**WORK TO BE COMPLETED**
Print only the lines from the top of the data through the line with "const td2 = 'border", both included, skipping every picture.

**DATASET EXTRACT**

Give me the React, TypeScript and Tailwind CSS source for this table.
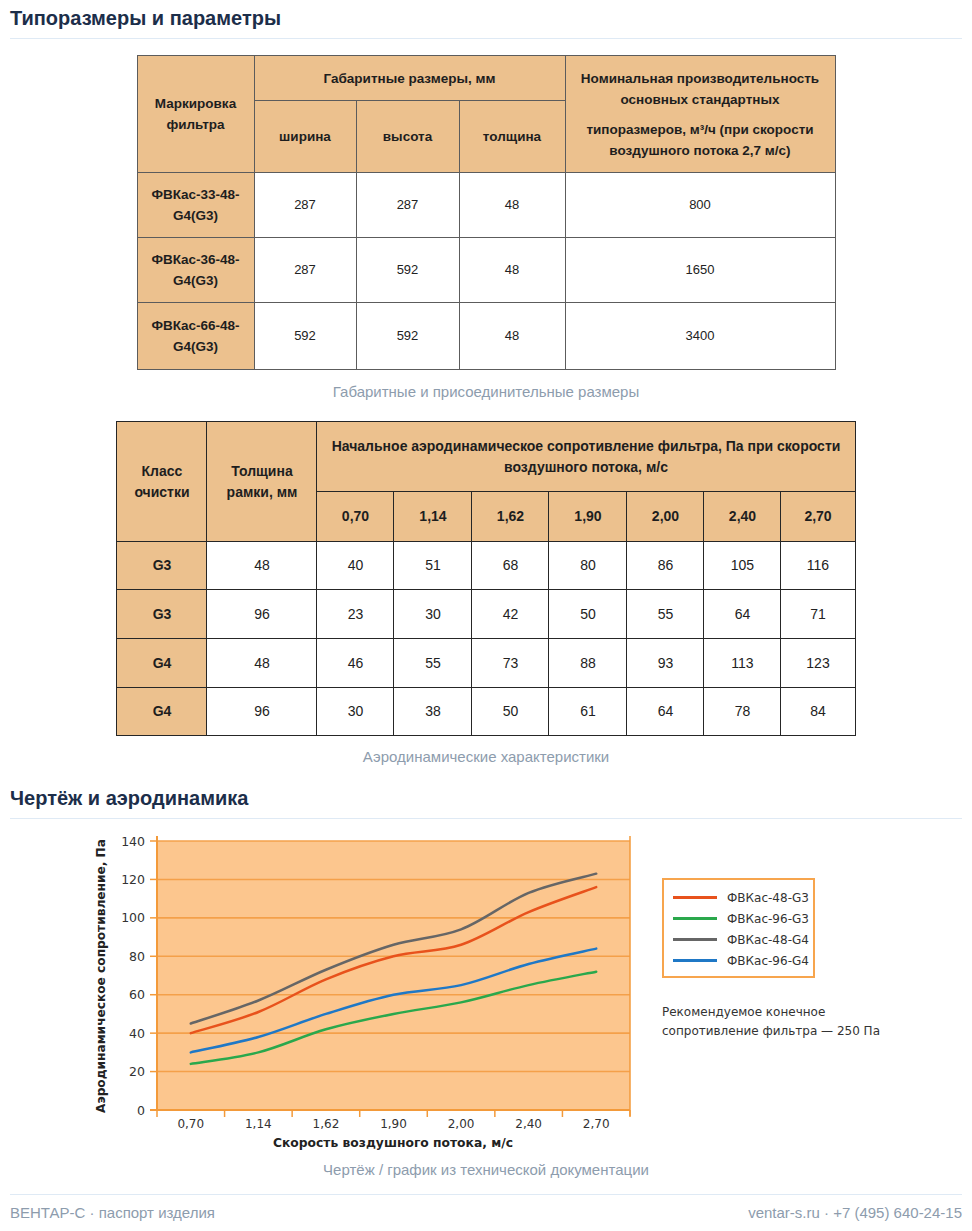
import type { ReactNode } from 'react';

const th = 'border border-[#5c5c5c] bg-[#ecc18e] text-center align-middle font-bold text-[13.5px] leading-[21px] text-[#1e1e1e]';
const td = 'border border-[#5c5c5c] bg-white text-center align-middle text-[13px] leading-[20px] text-[#222]';
const th2 = 'border border-[#262626] bg-[#ecc18e] text-center align-middle font-bold text-[14px] leading-[21px] text-[#1e1e1e]';
const td2 = 'border border-[#262626] bg-white text-center align-middle text-[14px] text-[#222]';

const sizes = [
  { name: 'ФВКас-33-48-', w: 287, h: 287, t: 48, q: 800 },
  { name: 'ФВКас-36-48-', w: 287, h: 592, t: 48, q: 1650 },
  { name: 'ФВКас-66-48-', w: 592, h: 592, t: 48, q: 3400 }
];

const speeds = ['0,70', '1,14', '1,62', '1,90', '2,00', '2,40', '2,70'];

const aero = [
  { cls: 'G3', frame: 48, vals: [40, 51, 68, 80, 86, 105, 116] },
  { cls: 'G3', frame: 96, vals: [23, 30, 42, 50, 55, 64, 71] },
  { cls: 'G4', frame: 48, vals: [46, 55, 73, 88, 93, 113, 123] },
  { cls: 'G4', frame: 96, vals: [30, 38, 50, 61, 64, 78, 84] }
];

const series = [
  { label: 'ФВКас-48-G3', color: '#e8521c', vals: [40, 51, 68, 80, 86, 103, 116] },
  { label: 'ФВКас-96-G3', color: '#2aa84c', vals: [24, 30, 42, 50, 56, 65, 72] },
  { label: 'ФВКас-48-G4', color: '#666666', vals: [45, 57, 73, 86, 94, 113, 123] },
  { label: 'ФВКас-96-G4', color: '#1f78c6', vals: [30, 38, 50, 60, 65, 76, 84] }
];

function Heading({ children }: { children: ReactNode }) {
  return (
    <h2 className="border-b border-[#dfeaf5] pt-[6px] pb-[8px] text-[20px] font-bold leading-[24px] text-[#1c2e4a]">
      {children}
    </h2>
  );
}

function Caption({ children, className = '' }: { children: ReactNode; className?: string }) {
  return <p className={`text-center text-[15px] leading-[20px] text-[#8d9cad] ${className}`}>{children}</p>;
}

// plot geometry, svg-local px
const PX0 = 72;
const PX1 = 545;
const PY0 = 14;
const PY1 = 283;
const CW = (PX1 - PX0) / 7;
const yOf = (v: number) => PY1 - (v / 140) * (PY1 - PY0);
const xOf = (i: number) => PX0 + (i + 0.5) * CW;

function smoothPath(vals: number[]) {
  const pts = vals.map((v, i) => [xOf(i), yOf(v)]);
  let d = `M${pts[0][0]},${pts[0][1]}`;
  for (let i = 0; i < pts.length - 1; i++) {
    const p0 = pts[i - 1] || pts[i];
    const p1 = pts[i];
    const p2 = pts[i + 1];
    const p3 = pts[i + 2] || p2;
    const c1x = p1[0] + (p2[0] - p0[0]) / 6;
    const c1y = p1[1] + (p2[1] - p0[1]) / 6;
    const c2x = p2[0] - (p3[0] - p1[0]) / 6;
    const c2y = p2[1] - (p3[1] - p1[1]) / 6;
    d += ` C${c1x},${c1y} ${c2x},${c2y} ${p2[0]},${p2[1]}`;
  }
  return d;
}

function Chart() {
  const grid = [20, 40, 60, 80, 100, 120, 140];
  const font = '"DejaVu Sans", Verdana, sans-serif';
  return (
    <svg width={560} height={324} className="shrink-0">
      <rect x={PX0} y={PY0} width={PX1 - PX0} height={PY1 - PY0} fill="#fcc68e" />
      {grid.map((g) => (
        <line key={g} x1={PX0} x2={PX1} y1={yOf(g)} y2={yOf(g)} stroke="#f4a04a" strokeWidth={1.6} />
      ))}
      <line x1={PX0} x2={PX0} y1={PY0 - 5} y2={PY1} stroke="#f39a3a" strokeWidth={2} />
      <line x1={PX1} x2={PX1} y1={PY0 - 5} y2={PY1 + 6} stroke="#f39a3a" strokeWidth={1.5} />
      <line x1={PX0 - 7} x2={PX1} y1={PY1} y2={PY1} stroke="#f39a3a" strokeWidth={2} />
      {[0, ...grid].map((g) => (
        <line key={g} x1={PX0 - 7} x2={PX0} y1={yOf(g)} y2={yOf(g)} stroke="#f39a3a" strokeWidth={1.5} />
      ))}
      {Array.from({ length: 8 }).map((_, k) => (
        <line key={k} x1={PX0 + k * CW} x2={PX0 + k * CW} y1={PY1} y2={PY1 + 7} stroke="#f39a3a" strokeWidth={1.5} />
      ))}
      {series.map((s) => (
        <path key={s.label} d={smoothPath(s.vals)} fill="none" stroke={s.color} strokeWidth={2.5} strokeLinecap="round" />
      ))}
      {[0, ...grid].map((g) => (
        <text key={g} x={60} y={yOf(g)} textAnchor="end" dominantBaseline="central" fontFamily={font} fontSize={12.5} fill="#333">
          {g}
        </text>
      ))}
      {speeds.map((s, i) => (
        <text key={s} x={xOf(i)} y={297} textAnchor="middle" dominantBaseline="central" fontFamily={font} fontSize={12} fill="#333">
          {s}
        </text>
      ))}
      <text
        x={308}
        y={315}
        textAnchor="middle"
        dominantBaseline="central"
        fontFamily={font}
        fontWeight="bold"
        fontSize={12.5}
        fill="#222"
        textLength={240}
        lengthAdjust="spacingAndGlyphs"
      >
        Скорость воздушного потока, м/с
      </text>
      <text
        transform="translate(15,149) rotate(-90)"
        textAnchor="middle"
        dominantBaseline="central"
        fontFamily={font}
        fontWeight="bold"
        fontSize={12.5}
        fill="#222"
        textLength={274}
        lengthAdjust="spacingAndGlyphs"
      >
        Аэродинамическое сопротивление, Па
      </text>
    </svg>
  );
}

export default function App() {
  return (
    <div className="min-h-[1231px] bg-white px-[10px] font-['Liberation_Sans',Arial,sans-serif]">
      <Heading>Типоразмеры и параметры</Heading>

      <table className="mx-auto mt-[16px] w-[698px] table-fixed border-collapse">
        <colgroup>
          <col className="w-[117px]" />
          <col className="w-[102px]" />
          <col className="w-[103px]" />
          <col className="w-[106px]" />
          <col className="w-[270px]" />
        </colgroup>
        <thead>
          <tr className="h-[45px]">
            <th rowSpan={2} className={th}>
              Маркировка
              <br />
              фильтра
            </th>
            <th colSpan={3} className={th}>
              Габаритные размеры, мм
            </th>
            <th rowSpan={2} className={`${th} px-2`}>
              <p>
                Номинальная производительность
                <br />
                основных стандартных
              </p>
              <p className="mt-[9px]">
                типоразмеров, м³/ч (при скорости
                <br />
                воздушного потока 2,7 м/с)
              </p>
            </th>
          </tr>
          <tr className="h-[72px]">
            <th className={th}>ширина</th>
            <th className={th}>высота</th>
            <th className={th}>толщина</th>
          </tr>
        </thead>
        <tbody>
          {sizes.map((r, i) => (
            <tr key={r.name} className={i === 2 ? 'h-[67px]' : 'h-[65px]'}>
              <td className={`${th} leading-[20px]`}>
                {r.name}
                <br />
                G4(G3)
              </td>
              <td className={td}>{r.w}</td>
              <td className={td}>{r.h}</td>
              <td className={td}>{r.t}</td>
              <td className={td}>{r.q}</td>
            </tr>
          ))}
        </tbody>
      </table>
      <Caption className="mt-[12px]">Габаритные и присоединительные размеры</Caption>

      <table className="mx-auto mt-[19px] w-[738px] table-fixed border-collapse">
        <colgroup>
          <col className="w-[90px]" />
          <col className="w-[110px]" />
          <col className="w-[77px]" />
          <col className="w-[78px]" />
          <col className="w-[77px]" />
          <col className="w-[78px]" />
          <col className="w-[77px]" />
          <col className="w-[77px]" />
          <col className="w-[74px]" />
        </colgroup>
        <thead>
          <tr className="h-[70px]">
            <th rowSpan={2} className={th2}>
              Класс
              <br />
              очистки
            </th>
            <th rowSpan={2} className={th2}>
              Толщина
              <br />
              рамки, мм
            </th>
            <th colSpan={7} className={`${th2} px-2`}>
              Начальное аэродинамическое сопротивление фильтра, Па при скорости
              <br />
              воздушного потока, м/с
            </th>
          </tr>
          <tr className="h-[50px]">
            {speeds.map((s) => (
              <th key={s} className={th2}>
                {s}
              </th>
            ))}
          </tr>
        </thead>
        <tbody>
          {aero.map((r, i) => (
            <tr key={i} className={i === 0 || i === 3 ? 'h-[48px]' : 'h-[49px]'}>
              <td className={th2}>{r.cls}</td>
              <td className={td2}>{r.frame}</td>
              {r.vals.map((v, j) => (
                <td key={j} className={td2}>
                  {v}
                </td>
              ))}
            </tr>
          ))}
        </tbody>
      </table>
      <Caption className="mt-[11px]">Аэродинамические характеристики</Caption>

      <div className="mt-[13px]">
        <Heading>Чертёж и аэродинамика</Heading>
      </div>

      <div className="mt-[8px] flex pl-[75px] font-['DejaVu_Sans',Verdana,sans-serif] text-[12px] text-[#333]">
        <Chart />
        <div className="ml-[17px] mt-[51px]">
          <div className="w-[153px] border-2 border-[#f7a54d] pt-[7px] pb-[5px] pl-[9px]">
            {series.map((s) => (
              <div key={s.label} className="flex h-[21px] items-center gap-[10px]">
                <span className="h-[3px] w-[44px]" style={{ background: s.color }} />
                <span className="leading-none">{s.label}</span>
              </div>
            ))}
          </div>
          <p className="mt-[25px] leading-[19px]">
            Рекомендуемое конечное
            <br />
            сопротивление фильтра — 250 Па
          </p>
        </div>
      </div>
      <Caption className="mt-[9px]">Чертёж / график из технической документации</Caption>

      <footer className="mt-[14px] flex justify-between border-t border-[#dfeaf5] pt-[8px] text-[15px] leading-[20px] text-[#8d9cad]">
        <span>ВЕНТАР-С · паспорт изделия</span>
        <span>ventar-s.ru · +7 (495) 640-24-15</span>
      </footer>
    </div>
  );
}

**RESPONSE TO THE EXERCISE**
Give me the React, TypeScript and Tailwind CSS source for this table.
import type { ReactNode } from 'react';

const th = 'border border-[#5c5c5c] bg-[#ecc18e] text-center align-middle font-bold text-[13.5px] leading-[21px] text-[#1e1e1e]';
const td = 'border border-[#5c5c5c] bg-white text-center align-middle text-[13px] leading-[20px] text-[#222]';
const th2 = 'border border-[#262626] bg-[#ecc18e] text-center align-middle font-bold text-[14px] leading-[21px] text-[#1e1e1e]';
const td2 = 'border border-[#262626] bg-white text-center align-middle text-[14px] text-[#222]';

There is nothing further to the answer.